-- start Information provided --
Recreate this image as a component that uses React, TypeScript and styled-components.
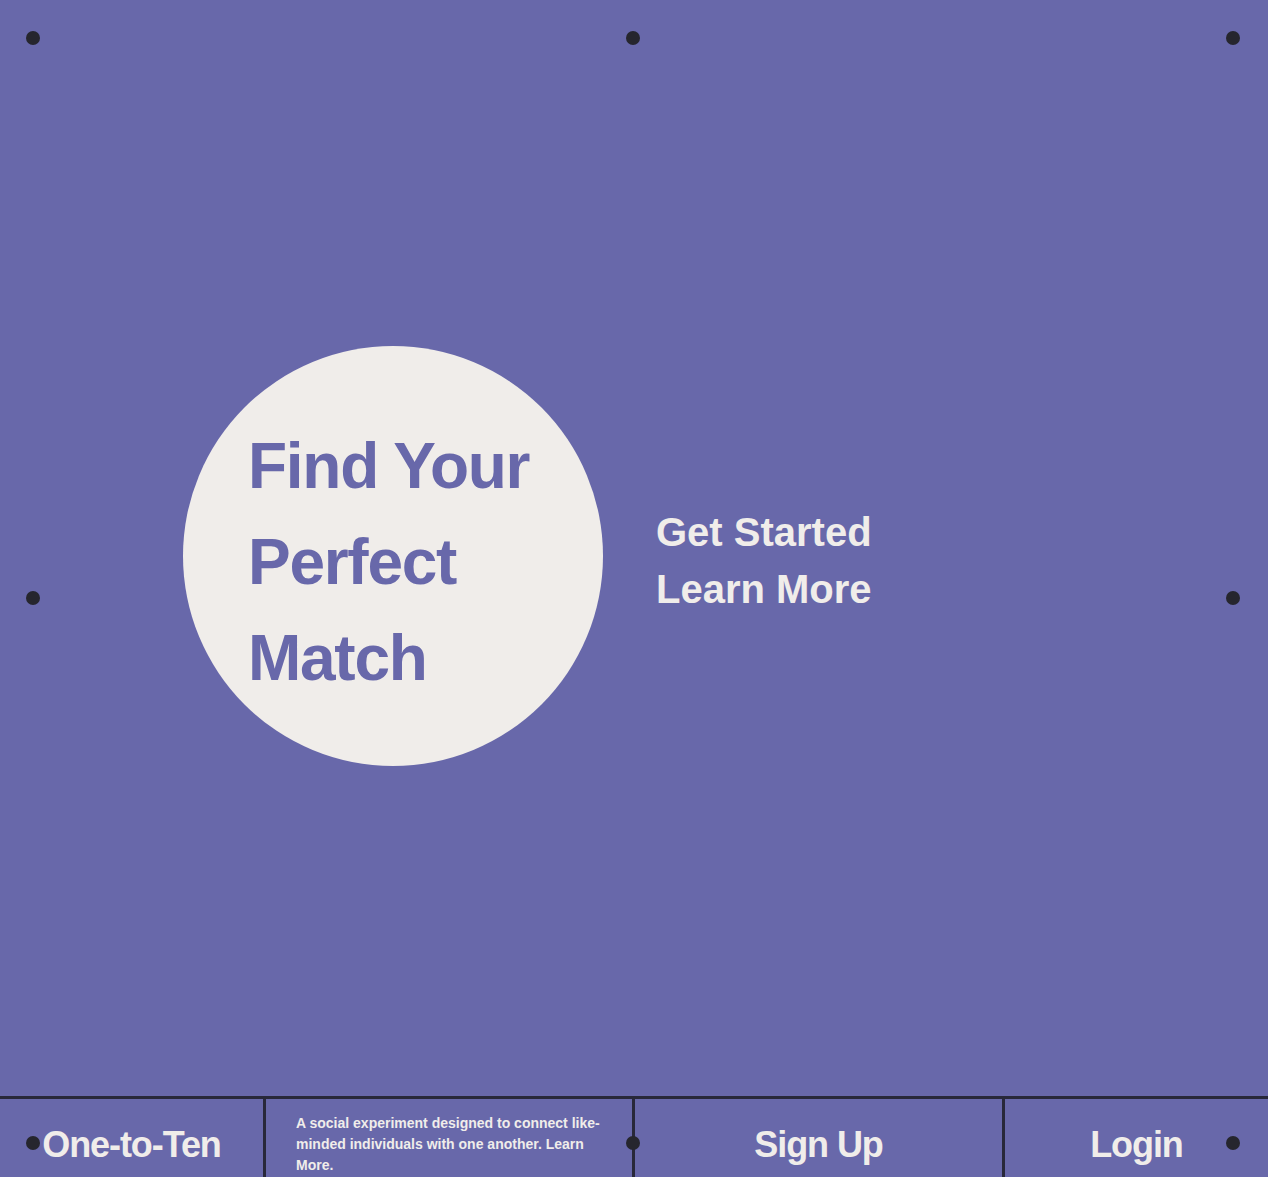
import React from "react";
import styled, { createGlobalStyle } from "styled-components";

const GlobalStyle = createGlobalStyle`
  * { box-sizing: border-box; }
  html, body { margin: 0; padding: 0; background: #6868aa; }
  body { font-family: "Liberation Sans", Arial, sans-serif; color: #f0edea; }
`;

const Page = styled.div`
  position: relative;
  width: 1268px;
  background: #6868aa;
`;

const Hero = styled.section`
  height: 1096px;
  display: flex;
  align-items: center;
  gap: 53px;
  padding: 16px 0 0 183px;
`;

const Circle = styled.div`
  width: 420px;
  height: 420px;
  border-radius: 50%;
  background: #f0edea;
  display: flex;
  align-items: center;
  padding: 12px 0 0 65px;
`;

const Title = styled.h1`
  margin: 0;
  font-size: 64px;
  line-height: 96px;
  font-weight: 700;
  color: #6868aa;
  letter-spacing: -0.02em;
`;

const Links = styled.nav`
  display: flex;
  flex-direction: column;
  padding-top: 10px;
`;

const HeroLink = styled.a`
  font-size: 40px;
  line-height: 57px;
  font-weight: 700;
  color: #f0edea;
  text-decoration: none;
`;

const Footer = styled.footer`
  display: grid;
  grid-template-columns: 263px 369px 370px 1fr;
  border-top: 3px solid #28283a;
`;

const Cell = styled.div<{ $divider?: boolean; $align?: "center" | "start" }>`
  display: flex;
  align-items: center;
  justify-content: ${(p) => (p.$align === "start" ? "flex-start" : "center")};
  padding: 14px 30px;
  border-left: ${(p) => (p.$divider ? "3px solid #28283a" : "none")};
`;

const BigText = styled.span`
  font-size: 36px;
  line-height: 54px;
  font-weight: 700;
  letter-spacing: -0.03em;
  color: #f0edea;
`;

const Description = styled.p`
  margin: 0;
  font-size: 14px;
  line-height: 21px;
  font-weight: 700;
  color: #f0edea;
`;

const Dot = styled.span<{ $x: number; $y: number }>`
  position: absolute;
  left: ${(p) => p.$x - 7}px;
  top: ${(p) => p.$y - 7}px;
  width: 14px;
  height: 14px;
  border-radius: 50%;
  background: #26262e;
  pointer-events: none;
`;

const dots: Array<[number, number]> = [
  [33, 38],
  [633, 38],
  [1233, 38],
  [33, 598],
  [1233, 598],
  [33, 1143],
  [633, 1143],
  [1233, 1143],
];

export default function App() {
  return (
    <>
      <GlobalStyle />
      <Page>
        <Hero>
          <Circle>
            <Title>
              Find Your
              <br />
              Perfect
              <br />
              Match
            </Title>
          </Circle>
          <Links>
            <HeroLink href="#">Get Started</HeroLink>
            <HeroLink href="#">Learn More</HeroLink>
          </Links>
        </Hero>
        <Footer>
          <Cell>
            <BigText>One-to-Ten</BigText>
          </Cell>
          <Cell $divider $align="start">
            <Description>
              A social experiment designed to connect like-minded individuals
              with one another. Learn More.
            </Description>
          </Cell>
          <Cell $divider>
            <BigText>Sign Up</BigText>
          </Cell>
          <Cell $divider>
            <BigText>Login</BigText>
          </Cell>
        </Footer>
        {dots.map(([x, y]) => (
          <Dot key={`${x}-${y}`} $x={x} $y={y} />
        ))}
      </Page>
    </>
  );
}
-- end Information provided --
> [What to produce]
Reproduce every line precisely as given, omitting all pictures.

> [Result for this task]
Recreate this image as a component that uses React, TypeScript and styled-components.
import React from "react";
import styled, { createGlobalStyle } from "styled-components";

const GlobalStyle = createGlobalStyle`
  * { box-sizing: border-box; }
  html, body { margin: 0; padding: 0; background: #6868aa; }
  body { font-family: "Liberation Sans", Arial, sans-serif; color: #f0edea; }
`;

const Page = styled.div`
  position: relative;
  width: 1268px;
  background: #6868aa;
`;

const Hero = styled.section`
  height: 1096px;
  display: flex;
  align-items: center;
  gap: 53px;
  padding: 16px 0 0 183px;
`;

const Circle = styled.div`
  width: 420px;
  height: 420px;
  border-radius: 50%;
  background: #f0edea;
  display: flex;
  align-items: center;
  padding: 12px 0 0 65px;
`;

const Title = styled.h1`
  margin: 0;
  font-size: 64px;
  line-height: 96px;
  font-weight: 700;
  color: #6868aa;
  letter-spacing: -0.02em;
`;

const Links = styled.nav`
  display: flex;
  flex-direction: column;
  padding-top: 10px;
`;

const HeroLink = styled.a`
  font-size: 40px;
  line-height: 57px;
  font-weight: 700;
  color: #f0edea;
  text-decoration: none;
`;

const Footer = styled.footer`
  display: grid;
  grid-template-columns: 263px 369px 370px 1fr;
  border-top: 3px solid #28283a;
`;

const Cell = styled.div<{ $divider?: boolean; $align?: "center" | "start" }>`
  display: flex;
  align-items: center;
  justify-content: ${(p) => (p.$align === "start" ? "flex-start" : "center")};
  padding: 14px 30px;
  border-left: ${(p) => (p.$divider ? "3px solid #28283a" : "none")};
`;

const BigText = styled.span`
  font-size: 36px;
  line-height: 54px;
  font-weight: 700;
  letter-spacing: -0.03em;
  color: #f0edea;
`;

const Description = styled.p`
  margin: 0;
  font-size: 14px;
  line-height: 21px;
  font-weight: 700;
  color: #f0edea;
`;

const Dot = styled.span<{ $x: number; $y: number }>`
  position: absolute;
  left: ${(p) => p.$x - 7}px;
  top: ${(p) => p.$y - 7}px;
  width: 14px;
  height: 14px;
  border-radius: 50%;
  background: #26262e;
  pointer-events: none;
`;

const dots: Array<[number, number]> = [
  [33, 38],
  [633, 38],
  [1233, 38],
  [33, 598],
  [1233, 598],
  [33, 1143],
  [633, 1143],
  [1233, 1143],
];

export default function App() {
  return (
    <>
      <GlobalStyle />
      <Page>
        <Hero>
          <Circle>
            <Title>
              Find Your
              <br />
              Perfect
              <br />
              Match
            </Title>
          </Circle>
          <Links>
            <HeroLink href="#">Get Started</HeroLink>
            <HeroLink href="#">Learn More</HeroLink>
          </Links>
        </Hero>
        <Footer>
          <Cell>
            <BigText>One-to-Ten</BigText>
          </Cell>
          <Cell $divider $align="start">
            <Description>
              A social experiment designed to connect like-minded individuals
              with one another. Learn More.
            </Description>
          </Cell>
          <Cell $divider>
            <BigText>Sign Up</BigText>
          </Cell>
          <Cell $divider>
            <BigText>Login</BigText>
          </Cell>
        </Footer>
        {dots.map(([x, y]) => (
          <Dot key={`${x}-${y}`} $x={x} $y={y} />
        ))}
      </Page>
    </>
  );
}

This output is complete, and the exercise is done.